En sortant de Bucharest, nous passâmes devant la maison de campagne que le prince Couza achevait de se faire bâtir. Un détail me charma plus que des colonnades, des statues ou des jets d’eau : on traçait un potager et un verger modèles.

Après la banlieue de Bucharest, la route se dirige à l’ouest pendant trente-cinq kilomètres environ, puis côtoie, en le remontant, le cours de l’Argis jusqu’à la ville de ce nom. L’Argis descendant des Carpathes, coule parallèlement à la Dimbovitza pendant une vingtaine de lieues, sans en être éloigné de plus de quatre.
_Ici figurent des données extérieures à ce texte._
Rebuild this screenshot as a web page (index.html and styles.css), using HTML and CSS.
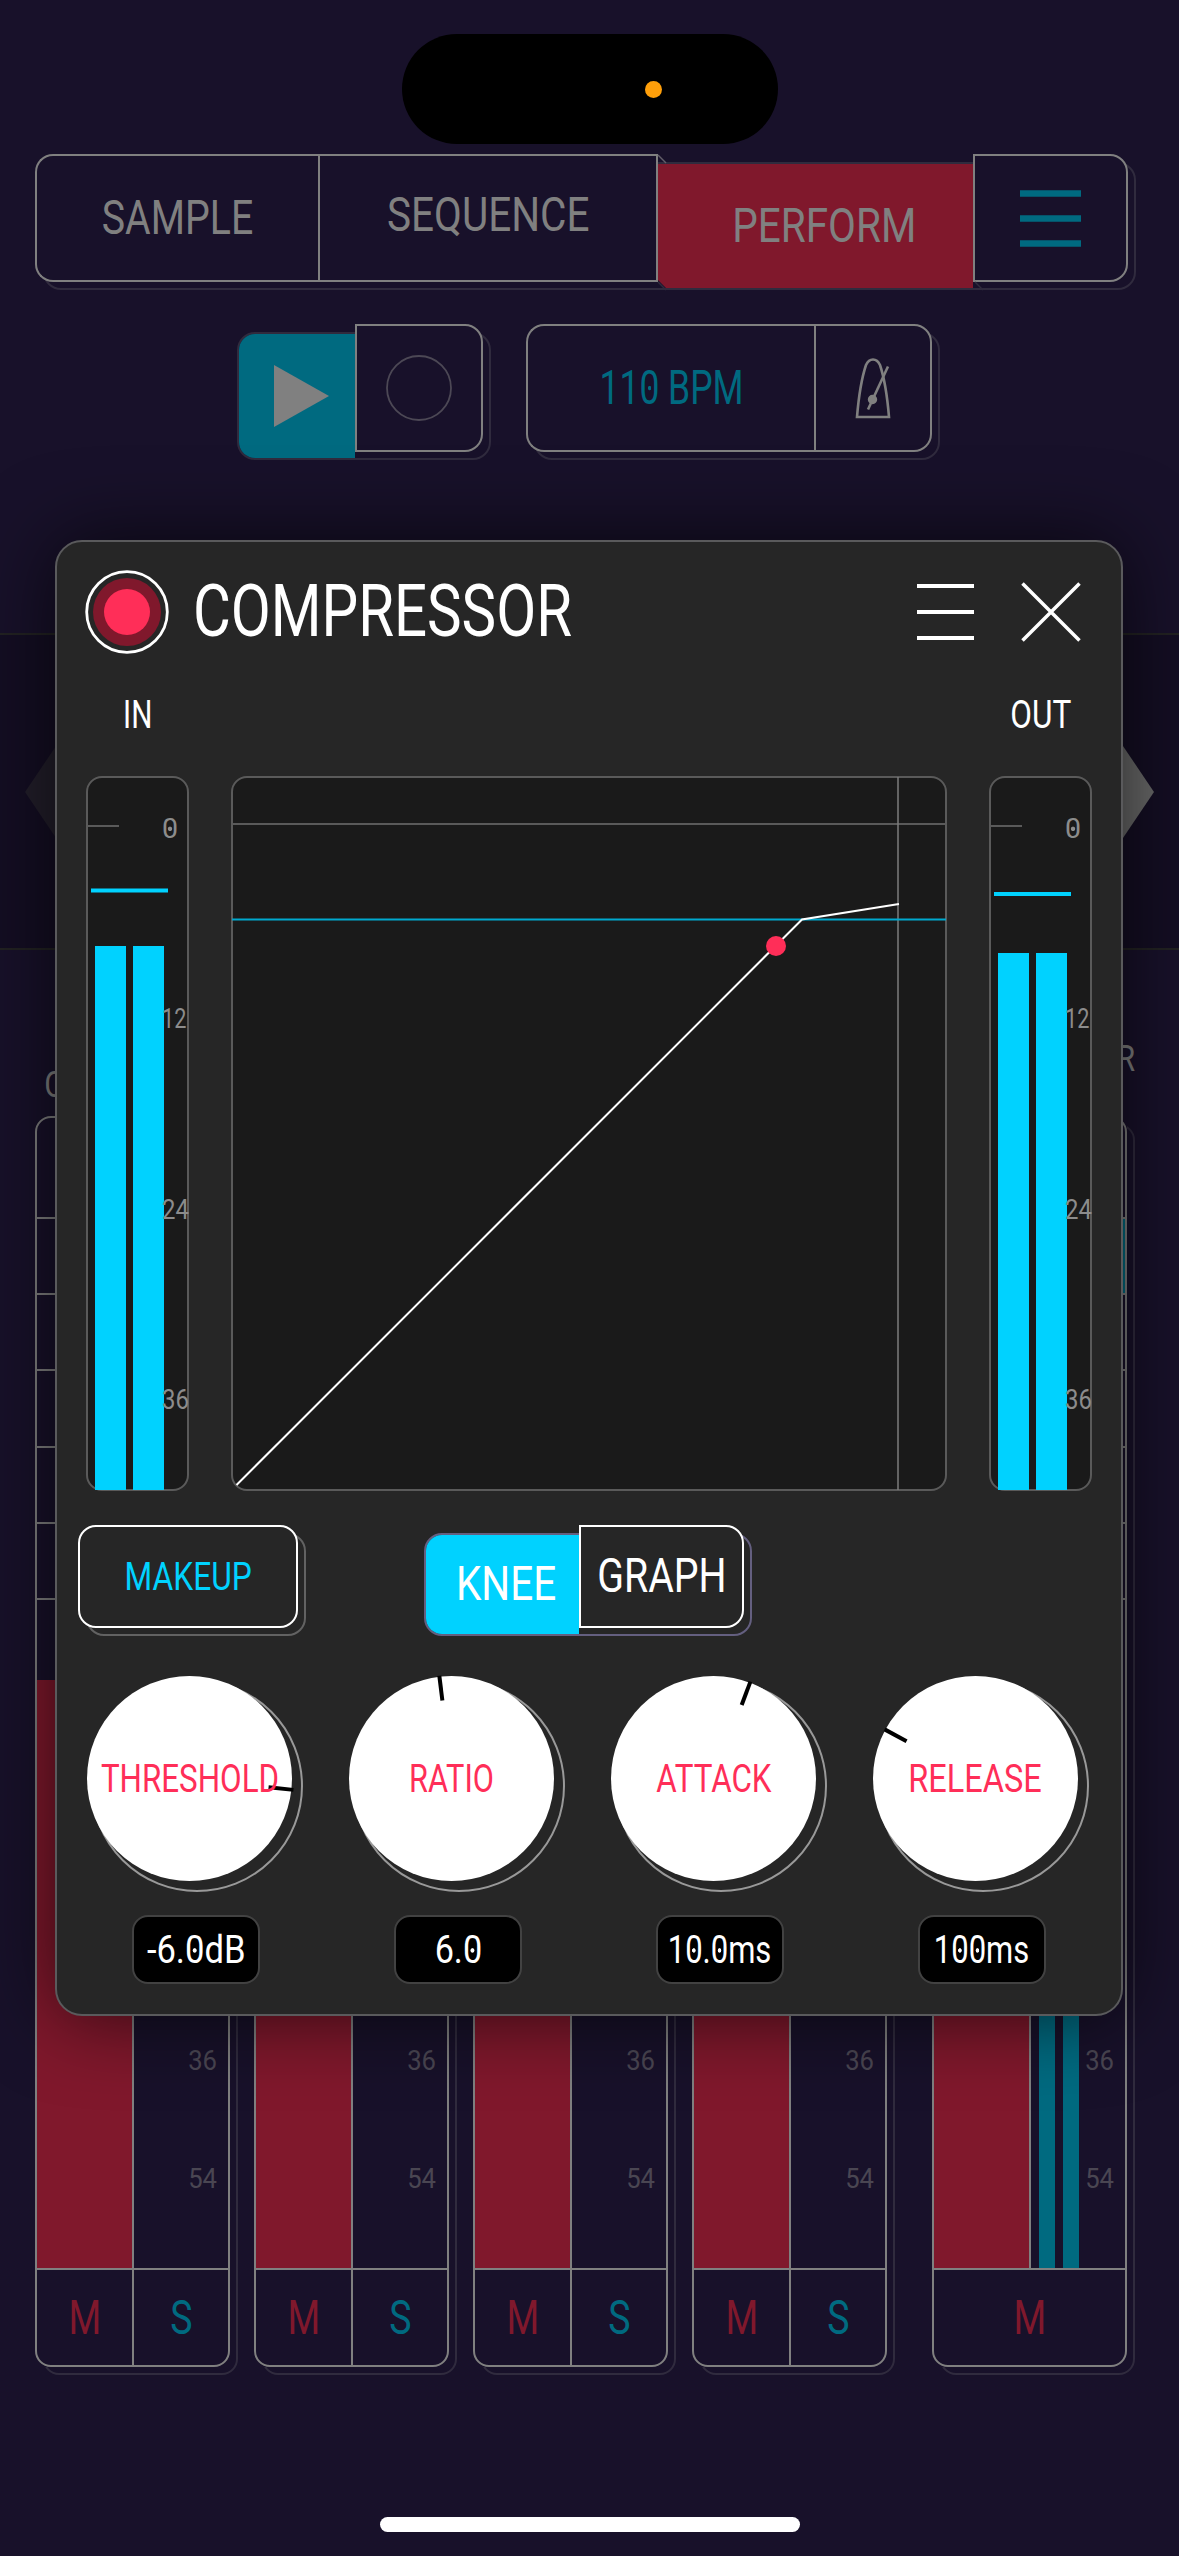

Les rives de la Dimbovitza sont encaissées ; elles fertilisent peu cette contrée sèche, aride et plate, dans laquelle les landes incultes succèdent aux champs de maïs assez maigres. Les cigognes s’y promènent avec une tranquillité qui prouve qu’elles aussi jouissent ici du respect que leur mérite bien leur apparence grave et méditatrice. Les seules habitations que l’on rencontre sont les postes aux chevaux, d’un aspect assez pauvre. Un petit bâtiment qui n’est quelquefois qu’une cabane, quelques hangars, une écurie, un puits et deux ou trois arbres fruitiers aux branches tordues, voilà tout. Maisons et arbres ne dépassent pas de trois hauteurs d’homme le sol aplani qui fuit à perte de vue jusqu’à une ligne de montagnes lointaines. La route est large, et nos chevaux au galop, vigoureusement conduits par nos deux postillons, qui semblent courir uniquement pour leur plaisir, franchissent vite l’intervalle d’un relais à un autre.